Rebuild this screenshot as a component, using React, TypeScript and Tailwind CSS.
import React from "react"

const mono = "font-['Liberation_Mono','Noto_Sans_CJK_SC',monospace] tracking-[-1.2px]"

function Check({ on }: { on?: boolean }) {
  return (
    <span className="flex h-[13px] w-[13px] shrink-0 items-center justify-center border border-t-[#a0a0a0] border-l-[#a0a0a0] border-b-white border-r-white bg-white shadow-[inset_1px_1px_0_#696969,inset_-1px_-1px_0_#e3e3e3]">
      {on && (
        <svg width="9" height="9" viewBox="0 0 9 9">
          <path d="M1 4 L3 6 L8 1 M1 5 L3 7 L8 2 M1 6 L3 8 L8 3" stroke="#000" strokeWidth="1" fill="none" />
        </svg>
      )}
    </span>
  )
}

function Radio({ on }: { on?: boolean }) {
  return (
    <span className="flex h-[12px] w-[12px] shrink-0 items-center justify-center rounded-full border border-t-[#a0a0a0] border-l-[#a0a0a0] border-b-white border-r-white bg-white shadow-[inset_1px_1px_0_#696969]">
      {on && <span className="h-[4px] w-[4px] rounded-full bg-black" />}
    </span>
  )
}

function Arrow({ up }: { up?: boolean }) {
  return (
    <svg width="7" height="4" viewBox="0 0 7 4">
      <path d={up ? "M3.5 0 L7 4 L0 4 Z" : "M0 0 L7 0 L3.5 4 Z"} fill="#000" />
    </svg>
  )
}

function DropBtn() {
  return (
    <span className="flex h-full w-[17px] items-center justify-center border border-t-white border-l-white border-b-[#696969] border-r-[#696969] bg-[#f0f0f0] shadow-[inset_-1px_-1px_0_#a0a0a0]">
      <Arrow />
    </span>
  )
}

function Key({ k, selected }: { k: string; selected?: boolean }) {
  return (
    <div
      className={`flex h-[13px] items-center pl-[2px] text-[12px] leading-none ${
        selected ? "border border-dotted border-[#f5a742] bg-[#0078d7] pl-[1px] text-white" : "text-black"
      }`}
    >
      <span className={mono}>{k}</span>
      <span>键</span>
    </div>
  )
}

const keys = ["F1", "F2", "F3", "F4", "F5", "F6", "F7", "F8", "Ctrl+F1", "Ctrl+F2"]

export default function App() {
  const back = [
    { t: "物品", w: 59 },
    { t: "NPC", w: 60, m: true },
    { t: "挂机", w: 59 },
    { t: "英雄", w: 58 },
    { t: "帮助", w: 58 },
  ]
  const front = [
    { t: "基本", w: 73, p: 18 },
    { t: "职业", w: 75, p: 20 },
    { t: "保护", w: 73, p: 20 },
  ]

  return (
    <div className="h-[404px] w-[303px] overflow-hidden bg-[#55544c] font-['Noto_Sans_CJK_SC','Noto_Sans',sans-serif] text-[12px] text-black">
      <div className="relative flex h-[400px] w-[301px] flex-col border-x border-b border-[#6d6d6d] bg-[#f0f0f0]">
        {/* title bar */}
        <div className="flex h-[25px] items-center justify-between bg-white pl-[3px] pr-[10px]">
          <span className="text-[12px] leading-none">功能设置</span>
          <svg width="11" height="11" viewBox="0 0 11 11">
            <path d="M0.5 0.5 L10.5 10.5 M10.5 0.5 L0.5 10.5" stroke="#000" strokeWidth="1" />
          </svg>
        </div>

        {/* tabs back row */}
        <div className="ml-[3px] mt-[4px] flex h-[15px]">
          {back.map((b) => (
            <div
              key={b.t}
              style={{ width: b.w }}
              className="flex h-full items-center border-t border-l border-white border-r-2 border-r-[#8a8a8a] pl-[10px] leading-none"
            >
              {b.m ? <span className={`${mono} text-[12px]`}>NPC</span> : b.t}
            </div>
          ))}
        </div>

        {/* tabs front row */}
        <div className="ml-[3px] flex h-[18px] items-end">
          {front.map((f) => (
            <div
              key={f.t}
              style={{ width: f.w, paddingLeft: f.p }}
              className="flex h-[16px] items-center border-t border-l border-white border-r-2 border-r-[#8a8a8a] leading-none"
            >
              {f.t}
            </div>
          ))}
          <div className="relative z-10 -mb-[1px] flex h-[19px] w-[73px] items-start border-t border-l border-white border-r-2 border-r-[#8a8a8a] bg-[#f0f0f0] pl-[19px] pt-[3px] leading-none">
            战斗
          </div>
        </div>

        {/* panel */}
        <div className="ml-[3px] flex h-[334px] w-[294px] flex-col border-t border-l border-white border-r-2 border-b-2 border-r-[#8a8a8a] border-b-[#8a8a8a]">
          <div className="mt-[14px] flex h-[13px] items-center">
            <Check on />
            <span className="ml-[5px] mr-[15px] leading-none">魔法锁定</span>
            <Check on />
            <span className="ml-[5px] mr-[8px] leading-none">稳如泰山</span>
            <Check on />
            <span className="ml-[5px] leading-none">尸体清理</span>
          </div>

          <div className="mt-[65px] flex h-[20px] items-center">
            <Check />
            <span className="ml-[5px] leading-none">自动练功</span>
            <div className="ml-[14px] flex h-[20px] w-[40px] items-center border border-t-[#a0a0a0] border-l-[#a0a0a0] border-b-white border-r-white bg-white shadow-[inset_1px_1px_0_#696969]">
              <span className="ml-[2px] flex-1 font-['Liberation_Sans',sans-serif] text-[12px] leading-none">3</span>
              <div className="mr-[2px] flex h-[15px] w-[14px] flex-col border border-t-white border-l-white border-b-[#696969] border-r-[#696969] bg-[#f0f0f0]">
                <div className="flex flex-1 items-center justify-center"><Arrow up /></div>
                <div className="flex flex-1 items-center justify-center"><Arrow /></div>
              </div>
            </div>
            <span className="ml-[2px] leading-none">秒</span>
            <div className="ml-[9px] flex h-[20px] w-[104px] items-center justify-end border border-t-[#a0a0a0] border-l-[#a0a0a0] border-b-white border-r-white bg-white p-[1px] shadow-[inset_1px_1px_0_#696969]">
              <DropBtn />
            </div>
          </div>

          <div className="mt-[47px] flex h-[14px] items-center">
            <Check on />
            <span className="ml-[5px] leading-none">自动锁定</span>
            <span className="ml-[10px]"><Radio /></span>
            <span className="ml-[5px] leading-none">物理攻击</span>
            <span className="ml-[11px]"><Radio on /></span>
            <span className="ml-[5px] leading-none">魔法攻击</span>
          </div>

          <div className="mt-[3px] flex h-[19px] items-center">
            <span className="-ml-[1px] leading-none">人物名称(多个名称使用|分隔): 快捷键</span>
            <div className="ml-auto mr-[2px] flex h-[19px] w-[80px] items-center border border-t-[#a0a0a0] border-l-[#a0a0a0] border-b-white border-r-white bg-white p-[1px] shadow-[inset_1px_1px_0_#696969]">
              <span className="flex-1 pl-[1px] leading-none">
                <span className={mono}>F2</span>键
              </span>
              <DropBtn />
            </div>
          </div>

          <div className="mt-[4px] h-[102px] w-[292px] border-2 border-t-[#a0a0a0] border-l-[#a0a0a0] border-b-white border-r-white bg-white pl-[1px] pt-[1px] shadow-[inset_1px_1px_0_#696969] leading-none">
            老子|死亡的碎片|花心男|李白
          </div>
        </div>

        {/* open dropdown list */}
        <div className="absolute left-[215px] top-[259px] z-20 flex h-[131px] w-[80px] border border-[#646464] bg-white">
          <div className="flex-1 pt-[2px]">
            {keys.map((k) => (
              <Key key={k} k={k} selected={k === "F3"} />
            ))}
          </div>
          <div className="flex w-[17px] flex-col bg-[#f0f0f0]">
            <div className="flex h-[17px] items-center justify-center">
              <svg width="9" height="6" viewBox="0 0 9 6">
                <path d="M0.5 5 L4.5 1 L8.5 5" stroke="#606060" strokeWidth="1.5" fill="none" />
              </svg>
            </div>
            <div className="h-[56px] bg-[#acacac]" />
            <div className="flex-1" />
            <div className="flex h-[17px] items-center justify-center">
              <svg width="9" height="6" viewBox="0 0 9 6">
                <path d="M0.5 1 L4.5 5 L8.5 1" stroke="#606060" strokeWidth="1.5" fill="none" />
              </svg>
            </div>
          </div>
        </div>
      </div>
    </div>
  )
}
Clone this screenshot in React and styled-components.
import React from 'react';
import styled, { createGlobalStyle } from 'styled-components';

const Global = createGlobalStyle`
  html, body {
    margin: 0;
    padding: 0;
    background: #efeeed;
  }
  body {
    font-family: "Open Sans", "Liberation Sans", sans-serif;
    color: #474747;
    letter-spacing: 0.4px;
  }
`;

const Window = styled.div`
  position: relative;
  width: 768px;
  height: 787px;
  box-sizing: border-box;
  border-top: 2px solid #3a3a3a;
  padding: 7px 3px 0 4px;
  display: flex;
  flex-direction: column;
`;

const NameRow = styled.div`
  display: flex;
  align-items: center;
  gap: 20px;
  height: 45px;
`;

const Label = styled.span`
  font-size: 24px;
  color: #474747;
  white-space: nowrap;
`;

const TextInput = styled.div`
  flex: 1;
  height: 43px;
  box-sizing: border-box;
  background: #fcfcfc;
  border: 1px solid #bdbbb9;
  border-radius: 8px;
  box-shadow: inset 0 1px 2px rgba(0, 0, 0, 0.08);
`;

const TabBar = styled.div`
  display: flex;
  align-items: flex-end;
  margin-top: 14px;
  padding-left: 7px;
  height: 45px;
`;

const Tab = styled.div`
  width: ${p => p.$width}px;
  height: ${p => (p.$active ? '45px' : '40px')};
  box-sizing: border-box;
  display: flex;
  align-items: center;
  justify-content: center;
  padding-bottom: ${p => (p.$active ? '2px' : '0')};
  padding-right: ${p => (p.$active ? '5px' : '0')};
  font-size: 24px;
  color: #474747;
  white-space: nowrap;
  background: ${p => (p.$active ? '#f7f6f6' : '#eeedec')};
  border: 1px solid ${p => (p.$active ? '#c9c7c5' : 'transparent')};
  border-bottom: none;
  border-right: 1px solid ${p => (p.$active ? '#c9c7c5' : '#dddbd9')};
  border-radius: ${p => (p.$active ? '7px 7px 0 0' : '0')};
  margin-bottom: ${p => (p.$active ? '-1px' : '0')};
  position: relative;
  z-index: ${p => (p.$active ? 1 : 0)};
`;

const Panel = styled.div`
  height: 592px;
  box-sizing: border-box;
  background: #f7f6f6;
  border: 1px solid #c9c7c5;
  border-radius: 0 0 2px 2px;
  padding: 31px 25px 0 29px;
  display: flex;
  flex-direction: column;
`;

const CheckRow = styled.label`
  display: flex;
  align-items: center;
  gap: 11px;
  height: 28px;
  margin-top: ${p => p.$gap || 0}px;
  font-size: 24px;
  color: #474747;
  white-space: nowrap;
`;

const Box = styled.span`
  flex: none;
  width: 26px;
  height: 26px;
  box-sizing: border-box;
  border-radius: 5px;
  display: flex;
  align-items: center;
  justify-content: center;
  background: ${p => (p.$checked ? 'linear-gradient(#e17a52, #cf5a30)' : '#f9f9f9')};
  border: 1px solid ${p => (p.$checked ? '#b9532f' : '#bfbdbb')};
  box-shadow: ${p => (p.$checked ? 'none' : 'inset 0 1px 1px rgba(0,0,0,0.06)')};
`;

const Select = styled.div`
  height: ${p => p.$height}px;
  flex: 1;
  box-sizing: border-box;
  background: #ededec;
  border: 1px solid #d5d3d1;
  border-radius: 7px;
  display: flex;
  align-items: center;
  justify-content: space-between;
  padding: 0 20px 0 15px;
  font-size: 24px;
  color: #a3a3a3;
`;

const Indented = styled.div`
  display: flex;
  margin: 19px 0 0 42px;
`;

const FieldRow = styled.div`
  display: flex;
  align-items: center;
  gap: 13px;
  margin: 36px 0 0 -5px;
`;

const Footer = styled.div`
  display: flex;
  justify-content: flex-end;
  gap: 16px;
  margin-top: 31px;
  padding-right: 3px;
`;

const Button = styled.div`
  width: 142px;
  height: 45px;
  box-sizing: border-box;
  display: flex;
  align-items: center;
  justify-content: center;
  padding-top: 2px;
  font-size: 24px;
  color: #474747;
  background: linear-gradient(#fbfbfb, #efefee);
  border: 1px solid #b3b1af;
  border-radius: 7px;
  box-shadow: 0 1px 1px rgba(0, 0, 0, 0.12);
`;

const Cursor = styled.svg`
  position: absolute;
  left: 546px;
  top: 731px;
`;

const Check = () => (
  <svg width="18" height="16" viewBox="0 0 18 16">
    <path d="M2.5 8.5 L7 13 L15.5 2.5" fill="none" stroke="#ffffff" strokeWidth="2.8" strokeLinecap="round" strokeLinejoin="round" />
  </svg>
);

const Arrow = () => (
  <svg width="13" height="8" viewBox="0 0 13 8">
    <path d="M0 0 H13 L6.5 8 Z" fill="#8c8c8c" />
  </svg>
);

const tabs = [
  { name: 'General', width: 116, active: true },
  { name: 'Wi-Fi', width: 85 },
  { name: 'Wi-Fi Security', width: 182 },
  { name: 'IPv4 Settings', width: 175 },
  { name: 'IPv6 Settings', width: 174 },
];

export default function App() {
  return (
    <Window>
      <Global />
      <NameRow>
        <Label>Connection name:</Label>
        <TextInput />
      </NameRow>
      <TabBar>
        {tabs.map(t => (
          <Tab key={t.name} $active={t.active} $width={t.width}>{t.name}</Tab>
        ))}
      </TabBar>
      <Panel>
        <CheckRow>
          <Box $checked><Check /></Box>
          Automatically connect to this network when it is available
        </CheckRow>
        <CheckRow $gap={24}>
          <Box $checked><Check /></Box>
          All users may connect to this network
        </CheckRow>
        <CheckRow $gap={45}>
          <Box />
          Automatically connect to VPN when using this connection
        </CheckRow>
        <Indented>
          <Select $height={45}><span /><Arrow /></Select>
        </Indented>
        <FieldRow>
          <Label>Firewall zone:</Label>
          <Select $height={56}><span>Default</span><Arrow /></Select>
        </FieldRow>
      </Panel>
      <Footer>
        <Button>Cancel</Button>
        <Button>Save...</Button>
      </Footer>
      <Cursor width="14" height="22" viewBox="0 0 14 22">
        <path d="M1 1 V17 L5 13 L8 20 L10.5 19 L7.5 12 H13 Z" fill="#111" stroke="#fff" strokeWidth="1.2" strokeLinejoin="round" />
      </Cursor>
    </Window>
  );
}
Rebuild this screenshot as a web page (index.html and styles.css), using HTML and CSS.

- - - - -

◆ **Written request**
In the entries above, find every line with the word "React" and list it.

◆ **Solution to this problem**
Rebuild this screenshot as a component, using React, TypeScript and Tailwind CSS.
import React from "react"
Clone this screenshot in React and styled-components.
import React from 'react';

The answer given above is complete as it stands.